11. Martin, B., observed:
It is the duty of a person to whom an Act of Parliament gives fees, to receive what is allowed and nothing more. This is more like the case of money paid without consideration – to call it a voluntary payment is an abuse of language.
12. In both these cases the plaintiff could not have got what he wanted without the payment, and therefore his payment could not be said to be voluntary, but a payment under duress. This point was the subject of decision by a Bench of this Court in a recent case. Ramesam and Jackson, JJ., held in C.R.P. No. 535 of 1926 as follows:
The Indian Law seems to be clear, namely, that a mistake, in the sense that it is a pure mistake as to law in India, resulting in the payment by one person to another and making it inequitable that the payee should retain the money is no ground for relief.
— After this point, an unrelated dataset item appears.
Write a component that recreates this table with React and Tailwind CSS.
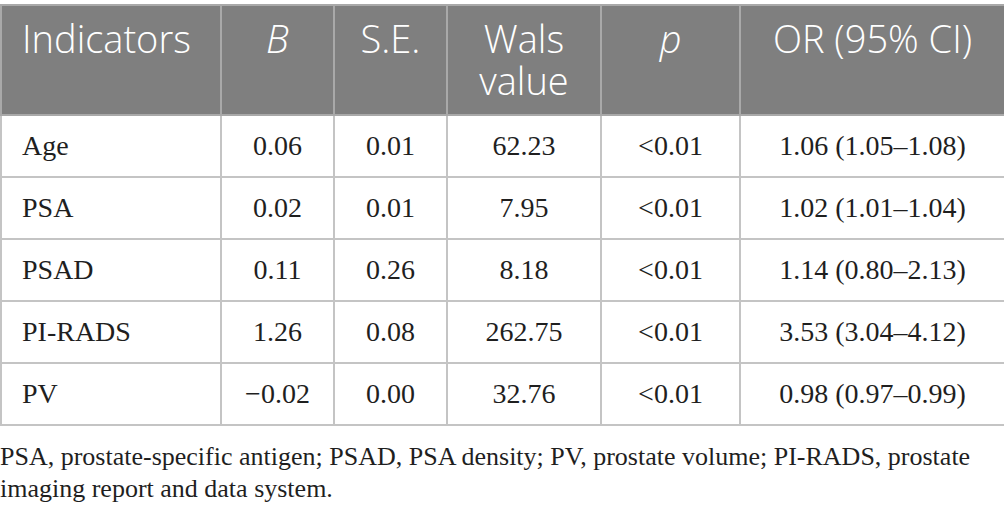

13. They refer to an observation of Lord Sumner in Sinclair v. Brougham (1914) A.C. 398 at 456. The learned Lord observes:
There is now no ground left for suggesting as a recognizable ‘equity’ the right to recover money in personam merely because it would be the right, and fair thing that it should be refunded to the payer.
14. We hold that the amount paid on 21st April, 1922 which is not barred under the three years’ rule was made under a mistake of law and of the general law of British India, applicable to all persons in appellant’s position holding permanently settled estates, and therefore cannot be recovered. In the result the appeal fails and is dismissed with costs.
15. The respondent has preferred a memorandum of objections against the order of the Subordinate Judge disallowing his costs. Having regard to all the circumstances in which these payments were made we think that the plaintiff was rightly held not liable for the costs of the suit. The memorandum of objections is also dismissed.